であれば、古文を勉強したいなら、根本的な「活用とは?」「活用形とは?」「活用の種類とは?」という概念、定義から本当は理解し直さないといけないはずです。

 

ただ、これらの根本的な概念は、高校では初出なのではなく、すでに中学の「現代国語文法」で既習なのです。

既習扱いなので、ゼロから丁寧に教えてくれる高校は少ない(そもそもカリキュラム的に余裕がない)。

 

だから、中学でそれら基本概念を理解しないまま卒業してしまった生徒が、軒並み高校古文でつまづく結果になっているのではないか、と。

 

基本概念がわかっていないから、ただ何も考えずに丸暗記するしか手がなくなり、何のためにその文法事項を学んでいるのかがわからない。

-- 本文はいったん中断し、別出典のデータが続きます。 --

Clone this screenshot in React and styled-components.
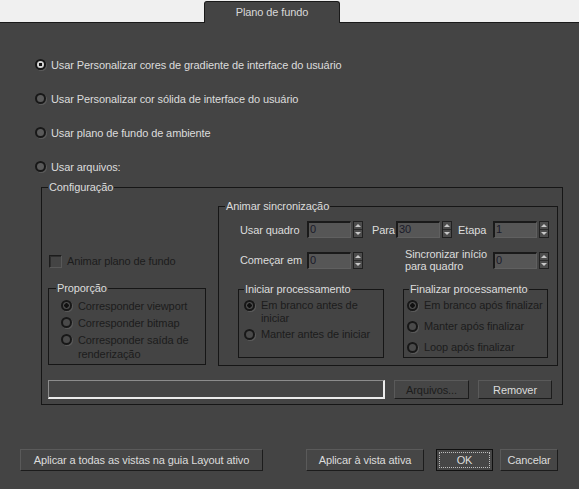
import styled, { createGlobalStyle } from "styled-components";

const GlobalStyle = createGlobalStyle`
  body {
    margin: 0;
    background: #444444;
    font-family: "Liberation Sans", Arial, sans-serif;
    font-size: 11px;
  }
`;

const Window = styled.div`
  width: 579px;
  height: 489px;
  background: #444444;
  overflow: hidden;
  color: #dcdcdc;
  font-family: "Liberation Sans", Arial, sans-serif;
  font-size: 11px;
  letter-spacing: -0.1px;
`;

const TabStrip = styled.div`
  height: 23px;
  box-sizing: border-box;
  background: #f0f0f0;
  border-bottom: 1px solid #1a1a1a;
  display: flex;
  align-items: flex-end;
  padding-left: 204px;
`;

const Tab = styled.div`
  width: 136px;
  height: 22px;
  box-sizing: border-box;
  margin-bottom: -1px;
  background: #444444;
  border: 1px solid #1a1a1a;
  border-bottom: none;
  border-radius: 3px 3px 0 0;
  text-align: center;
  line-height: 20px;
  color: #d8d8d8;
`;

const Body = styled.div`
  display: flex;
  flex-direction: column;
`;

const ModeList = styled.div`
  display: flex;
  flex-direction: column;
  gap: 20px;
  padding: 35px 0 0 35px;
`;

const Option = styled.label`
  display: flex;
  align-items: flex-start;
  gap: ${(p) => p.$gap || 6}px;
  line-height: ${(p) => p.$lh || 14}px;
  color: ${(p) => (p.$disabled ? "#1c1c1c" : "#dcdcdc")};
`;

const Dot = styled.span`
  flex: none;
  width: 11px;
  height: 11px;
  margin-top: ${(p) => p.$top || 1}px;
  box-sizing: border-box;
  border-radius: 50%;
  border: 2px solid #181818;
  background: ${(p) =>
    p.$on
      ? p.$disabled
        ? "radial-gradient(circle, #111 0 2px, #4e4e4e 2.5px)"
        : "radial-gradient(circle, #111 0 1.5px, #d4d4d4 2px)"
      : p.$disabled
      ? "#4a4a4a"
      : "#5a5a5a"};
  box-shadow: 1px 1px 0 rgba(255, 255, 255, 0.12);
`;

const Radio = ({ on, disabled, children, gap, lh, top }) => (
  <Option $disabled={disabled} $gap={gap} $lh={lh}>
    <Dot $on={on} $disabled={disabled} $top={top} />
    <span>{children}</span>
  </Option>
);

const Group = styled.fieldset`
  margin: ${(p) => p.$margin || 0};
  padding: ${(p) => p.$pad || "0 4px 0 6px"};
  border: 1px solid #161616;
  min-width: 0;
  box-sizing: border-box;
  width: ${(p) => (p.$w ? `${p.$w}px` : "auto")};
  height: ${(p) => (p.$h ? `${p.$h}px` : "auto")};
`;

const Legend = styled.legend`
  padding: 0 1px;
  line-height: 14px;
  color: #dcdcdc;
`;

const Columns = styled.div`
  display: grid;
  grid-template-columns: 158px 340px;
  column-gap: 12px;
  margin-top: 5px;
`;

const LeftCol = styled.div`
  display: flex;
  flex-direction: column;
`;

const Check = styled.label`
  display: flex;
  align-items: center;
  gap: 5px;
  line-height: 14px;
  margin: 55px 0 13px 1px;
  color: #1c1c1c;
`;

const Box = styled.span`
  width: 13px;
  height: 13px;
  box-sizing: border-box;
  border: 1px solid #1c1c1c;
  border-right-color: #585858;
  border-bottom-color: #585858;
  box-shadow: inset 1px 1px 0 #2e2e2e;
  background: #444;
`;

const OptionStack = styled.div`
  display: flex;
  flex-direction: column;
  gap: ${(p) => p.$gap || 3}px;
  padding: ${(p) => p.$pad || "0"};
  margin-left: ${(p) => p.$shift || 0}px;
`;

const Row = styled.div`
  display: flex;
  align-items: center;
  padding-left: 15px;
  margin-top: ${(p) => p.$top || 0}px;
`;

const FieldLabel = styled.span`
  width: ${(p) => p.$w}px;
  margin-left: ${(p) => p.$ml || 0}px;
  line-height: 12px;
  flex: none;
`;

const NumBox = styled.div`
  width: 44px;
  height: 17px;
  box-sizing: border-box;
  background: #565656;
  border-top: 2px solid #1a1a1a;
  border-left: 2px solid #1a1a1a;
  border-right: 1px solid #606060;
  border-bottom: 1px solid #606060;
  color: #1a1a2a;
  line-height: 12px;
  padding-left: 1px;
`;

const Arrows = styled.div`
  width: 10px;
  height: 17px;
  margin-left: 2px;
  box-sizing: border-box;
  border: 1px solid #202020;
  background: #4c4c4c;
  display: flex;
  flex-direction: column;
`;

const Arrow = styled.span`
  flex: 1;
  display: flex;
  align-items: center;
  justify-content: center;
  border-top: ${(p) => (p.$down ? "1px solid #2a2a2a" : "none")};
  &::after {
    content: "";
    border-left: 3px solid transparent;
    border-right: 3px solid transparent;
    ${(p) =>
      p.$down ? "border-top: 3px solid #c8c8c8;" : "border-bottom: 3px solid #c8c8c8;"}
  }
`;

const Spinner = ({ value }) => (
  <>
    <NumBox>{value}</NumBox>
    <Arrows>
      <Arrow />
      <Arrow $down />
    </Arrows>
  </>
);

const SubGroups = styled.div`
  display: flex;
  gap: 19px;
  margin: 10px 0 0 13px;
`;

const FileRow = styled.div`
  display: flex;
  align-items: center;
  margin-top: 14px;
`;

const PathField = styled.div`
  width: 337px;
  height: 19px;
  box-sizing: border-box;
  background: #454545;
  border-top: 1px solid #8c8c8c;
  border-left: 1px solid #8c8c8c;
  border-right: 2px solid #ececec;
  border-bottom: 2px solid #ececec;
`;

const Button = styled.button`
  width: ${(p) => p.$w}px;
  height: ${(p) => p.$h || 22}px;
  margin-left: ${(p) => p.$ml || 0}px;
  padding: 0;
  box-sizing: border-box;
  background: #464646;
  border: 1px solid #1c1c1c;
  border-top-color: #5a5a5a;
  border-left-color: #5a5a5a;
  color: ${(p) => (p.$disabled ? "#1c1c1c" : "#dcdcdc")};
  font-family: inherit;
  font-size: 11px;
  letter-spacing: -0.1px;
  display: flex;
  align-items: center;
  justify-content: center;
`;

const DefaultButton = styled(Button)`
  border: 1px solid #101010;
  padding: 2px;
`;

const Focus = styled.span`
  flex: 1;
  align-self: stretch;
  display: flex;
  align-items: center;
  justify-content: center;
  border: 1px dotted #bdbdbd;
`;

const Footer = styled.div`
  display: flex;
  align-items: center;
  padding-left: 20px;
  margin-top: 44px;
`;

export default function App() {
  return (
    <Window>
      <GlobalStyle />
      <TabStrip>
        <Tab>Plano de fundo</Tab>
      </TabStrip>
      <Body>
        <ModeList>
          <Radio on gap={5}>Usar Personalizar cores de gradiente de interface do usuário</Radio>
          <Radio gap={5}>Usar Personalizar cor sólida de interface do usuário</Radio>
          <Radio gap={5}>Usar plano de fundo de ambiente</Radio>
          <Radio gap={5}>Usar arquivos:</Radio>
        </ModeList>

        <Group $margin="6px 0 0 41px" $w={522} $pad="0 4px 5px 6px">
          <Legend>Configuração</Legend>
          <Columns>
            <LeftCol>
              <Check>
                <Box />
                Animar plano de fundo
              </Check>
              <Group $h={84} $pad="0 4px 0 7px">
                <Legend>Proporção</Legend>
                <OptionStack $pad="4px 0 0 5px">
                  <Radio on disabled>Corresponder viewport</Radio>
                  <Radio disabled>Corresponder bitmap</Radio>
                  <Radio disabled>
                    Corresponder saída de
                    <br />
                    renderização
                  </Radio>
                </OptionStack>
              </Group>
            </LeftCol>

            <Group $h={167} $pad="0 4px 0 6px">
              <Legend>Animar sincronização</Legend>
              <Row $top={8}>
                <FieldLabel $w={67}>Usar quadro</FieldLabel>
                <Spinner value="0" />
                <FieldLabel $w={24} $ml={9}>Para</FieldLabel>
                <Spinner value="30" />
                <FieldLabel $w={35} $ml={6}>Etapa</FieldLabel>
                <Spinner value="1" />
              </Row>
              <Row $top={10}>
                <FieldLabel $w={67}>Começar em</FieldLabel>
                <Spinner value="0" />
                <FieldLabel $w={88} $ml={42}>
                  Sincronizar início
                  <br />
                  para quadro
                </FieldLabel>
                <Spinner value="0" />
              </Row>
              <SubGroups>
                <Group $w={146} $h={76} $pad="0 4px 0 5px">
                  <Legend>Iniciar processamento</Legend>
                  <OptionStack $gap={3} $pad="3px 0 0 0">
                    <Radio on disabled lh={13}>
                      Em branco antes de
                      <br />
                      iniciar
                    </Radio>
                    <Radio disabled lh={13}>Manter antes de iniciar</Radio>
                  </OptionStack>
                </Group>
                <Group $w={145} $h={76} $pad="0 4px 0 5px">
                  <Legend>Finalizar processamento</Legend>
                  <OptionStack $gap={8} $pad="3px 0 0 0" $shift={-2}>
                    <Radio on disabled lh={13}>Em branco após finalizar</Radio>
                    <Radio disabled lh={13}>Manter após finalizar</Radio>
                    <Radio disabled lh={13}>Loop após finalizar</Radio>
                  </OptionStack>
                </Group>
              </SubGroups>
            </Group>
          </Columns>

          <FileRow>
            <PathField />
            <Button $w={75} $h={19} $ml={9} $disabled>Arquivos...</Button>
            <Button $w={74} $h={19} $ml={9}>Remover</Button>
          </FileRow>
        </Group>

        <Footer>
          <Button $w={243}>Aplicar a todas as vistas na guia Layout ativo</Button>
          <Button $w={118} $ml={43}>Aplicar à vista ativa</Button>
          <DefaultButton $w={57} $ml={12}>
            <Focus>OK</Focus>
          </DefaultButton>
          <Button $w={58} $ml={7}>Cancelar</Button>
        </Footer>
      </Body>
    </Window>
  );
}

勉強する意味がわからないから、古文はつまらないものだというマイナスイメージがどんどん強くなってきて、やる気自体が減少していき、古文を「捨てた」状態のまま高校を卒業することになる。

 

これがわたしが指導していく中で立てた「古文ができない生徒」についての仮説であり、そしてその仮説は相当程度の割合の生徒に当てはまると今も確信している、ということです。

 

ここまで読んで気づいた方もいるかと思いますが、今まさに、小学英語と中学英語の間で起きている問題と本質的に同じだと思うんですね。

 

小学英語で多くの単語や文法が既習扱いになっていて、でも実際は全然身についていなくて、そのまま既習扱いとして中1英語が進められる結果中1当初から置いて行かれる生徒が続出している、というアレです。

中学国文法と高校古典文法の間に起こっている問題とまったく同じ構造です。

 

よって、この「中学国文法」と「高校古典文法」のギャップをスムーズに埋めることがわたしがやるべき仕事だと考えて普段の授業も取り組んでいますし、今回の「やさしい高校古典文法」も、前回の「古文漢文をひとつひとつわかりやすく」もその基本思想のもとで作りました。